Probablemente muchos no recuerden a bote pronto quien fue Patronio ni el conde Lucanor. Con ánimo de refrescar la memoria, les adelanto que un nieto del rey Fernando III de Castilla, llamado don Juan Manuel, escribió, allá por el siglo XIV, una de las joyas de la literatura castellana medieval titulada Libro de los enxiemplos del Conde Lucanor et de Patronio.
El tal conde acostumbraba a pedir consejo –cosa siempre útil para un gobernante– a Patronio, que le respondía con un cuentecillo, tomado de aquí o de allá, y lo coronaba con un pareado en el que condensaba la enseñanza solicitada por el conde. Así vieron la luz cincuenta y un ejemplos, que constituyen un filón de cordura y sagacidad.
En el que hace el número treinta y dos, narra lo que sucedió a un rey con los burladores que hicieron el paño, y que ha dado origen a la conocida expresión de que el rey está desnudo, pero nadie se atreve a decirlo. En pocas palabras, tres pícaros que se hacían pasar por sastres y tejedores aceptaron el encargo de hacer una rica vestimenta para el rey con un paño que ellos tejían y nadie era capaz de ver, a menos que fuera hijo legítimo de quien decía ser.
Nadie pudo ver el vestido que nunca existió, pero todos alabaron su elegancia, porque nadie, ni siquiera el rey, se atrevió a decir que no había visto paño ni traje alguno, exponiéndose al bochorno de ser considerado un bastardo. Sólo un negro, palafrenero del rey, que no tenía honra que perder, se acercó al rey y le dijo: “Señor, a mí me da lo mismo que me tengáis por hijo de mi padre o de otro cualquiera, y por eso os digo que o yo soy ciego o vais desnudo”.

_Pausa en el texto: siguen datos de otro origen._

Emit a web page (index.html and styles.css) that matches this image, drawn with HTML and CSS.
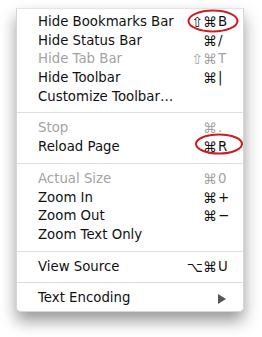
FILE: index.html
```html
<!DOCTYPE html>
<html lang="en">
<head>
    <meta charset="UTF-8">
    <title>View Menu</title>
    <link rel="stylesheet" href="styles.css">
</head>
<body>
    <div class="stage">
        <ul class="menu">
            <li class="item"><span class="label">Hide Bookmarks Bar</span><span class="keys"><span class="mods">⇧⌘</span><span class="key">B</span></span></li>
            <li class="item"><span class="label">Hide Status Bar</span><span class="keys"><span class="mods">⌘</span><span class="key">/</span></span></li>
            <li class="item disabled"><span class="label">Hide Tab Bar</span><span class="keys"><span class="mods">⇧⌘</span><span class="key">T</span></span></li>
            <li class="item"><span class="label">Hide Toolbar</span><span class="keys"><span class="mods">⌘</span><span class="key">|</span></span></li>
            <li class="item"><span class="label">Customize Toolbar…</span></li>
            <li class="sep"></li>
            <li class="item disabled"><span class="label">Stop</span><span class="keys"><span class="mods">⌘</span><span class="key">.</span></span></li>
            <li class="item"><span class="label">Reload Page</span><span class="keys"><span class="mods">⌘</span><span class="key">R</span></span></li>
            <li class="sep"></li>
            <li class="item disabled"><span class="label">Actual Size</span><span class="keys"><span class="mods">⌘</span><span class="key">0</span></span></li>
            <li class="item"><span class="label">Zoom In</span><span class="keys"><span class="mods">⌘</span><span class="key">+</span></span></li>
            <li class="item"><span class="label">Zoom Out</span><span class="keys"><span class="mods">⌘</span><span class="key">−</span></span></li>
            <li class="item"><span class="label">Zoom Text Only</span></li>
            <li class="sep"></li>
            <li class="item"><span class="label">View Source</span><span class="keys"><span class="mods">⌥⌘</span><span class="key">U</span></span></li>
            <li class="sep"></li>
            <li class="item"><span class="label">Text Encoding</span><span class="submenu"></span></li>
        </ul>

        <!-- red marker circles drawn over the shortcuts -->
        <svg class="marks" width="262" height="337" viewBox="0 0 262 337">
            <ellipse cx="213" cy="21" rx="24.5" ry="10.5" fill="none" stroke="#cf1b22" stroke-width="2"/>
            <ellipse cx="219" cy="144" rx="23" ry="9.5" fill="none" stroke="#cf1b22" stroke-width="2"/>
        </svg>
    </div>
</body>
</html>
```

FILE: styles.css
```css
* {
    margin: 0;
    padding: 0;
    box-sizing: border-box;
}

body {
    background-color: #fff;
    font-family: 'DejaVu Sans', 'Liberation Sans', sans-serif;
    font-size: 13.3px;
    color: #111;
}

.stage {
    position: relative;
    width: 262px;
    height: 337px;
    padding: 8px 0 0 16px;
}

.menu {
    list-style: none;
    width: 228px;
    padding: 4px 0 3px;
    background-color: #fff;
    border: 1px solid #d6d6d6;
    border-top-color: #e4e4e4;
    border-radius: 0 0 5px 5px;
    box-shadow: 0 9px 16px rgba(0, 0, 0, 0.4);
}

.item {
    display: flex;
    align-items: center;
    height: 18.7px;
    line-height: 18.7px;
    padding: 0 15px 0 21px;
}

.label {
    flex: 1;
}

.disabled {
    color: #a3a3a3;
}

.keys {
    display: flex;
}

.mods {
    text-align: right;
    font-size: 14px;
}

.key {
    width: 10px;
    margin-left: 1px;
}

.sep {
    height: 1px;
    margin: 6px 0;
    background-color: #dedede;
}

.submenu {
    width: 0;
    height: 0;
    margin-right: 2px;
    border-top: 5px solid transparent;
    border-bottom: 5px solid transparent;
    border-left: 8px solid #555;
}

.marks {
    position: absolute;
    top: 0;
    left: 0;
}
```
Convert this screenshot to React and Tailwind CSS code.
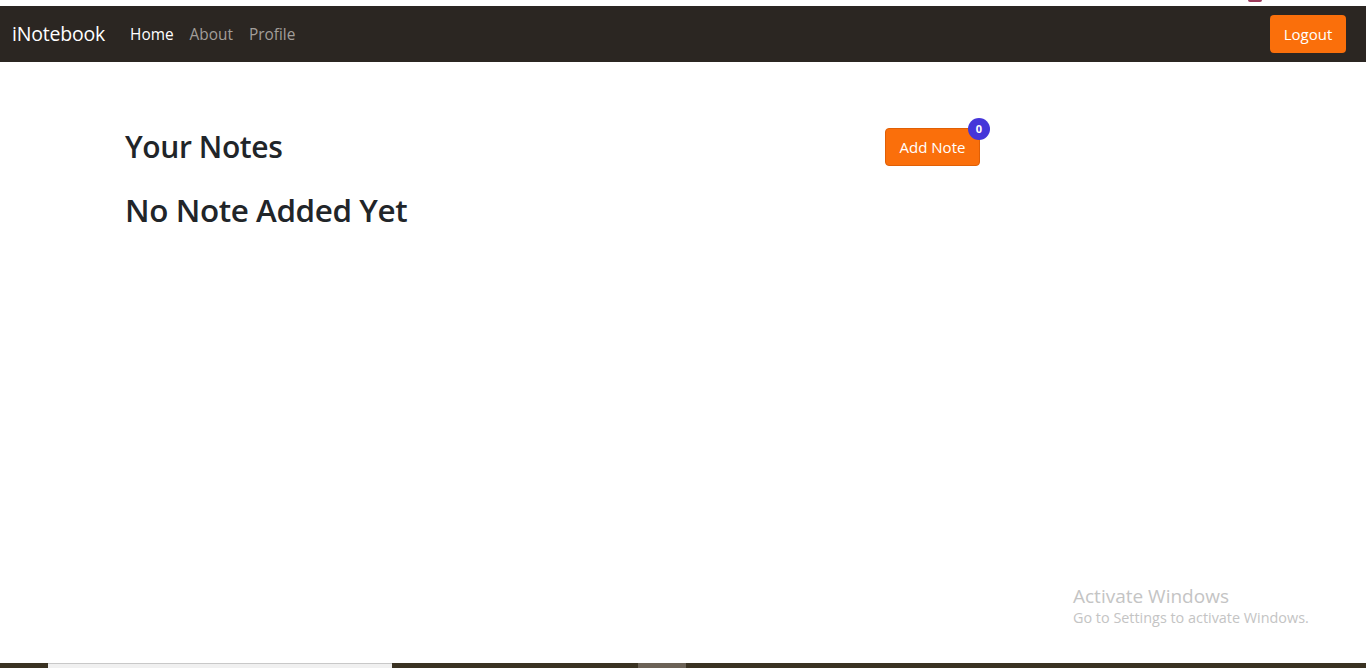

Todo gobernante o quien aspire a serlo, al igual que cuantos los rodean, deberían conocer este “ejemplo” y sobre todo extraer las consecuencias oportunas para evitar el ridículo del autoengaño que suele acompañar a los gobernantes autoritarios.
No hace mucho escuché una versión moderna del cuento de Patronio. Se dice que cuando murió Iosif Stalin, sátrapa y dictador donde los haya, que había purgado a todo el que pudiera hacerle sombra, los miembros del Politburó se dijeron: “Ha muerto Iosif, pero ¿quién se lo dice?”.
Querellarse contra las empresas demoscópicas que no ofrecen resultados favorables al que manda es una solemne manera de hacer el ridículo, y, sin embargo, es algo que ocurre.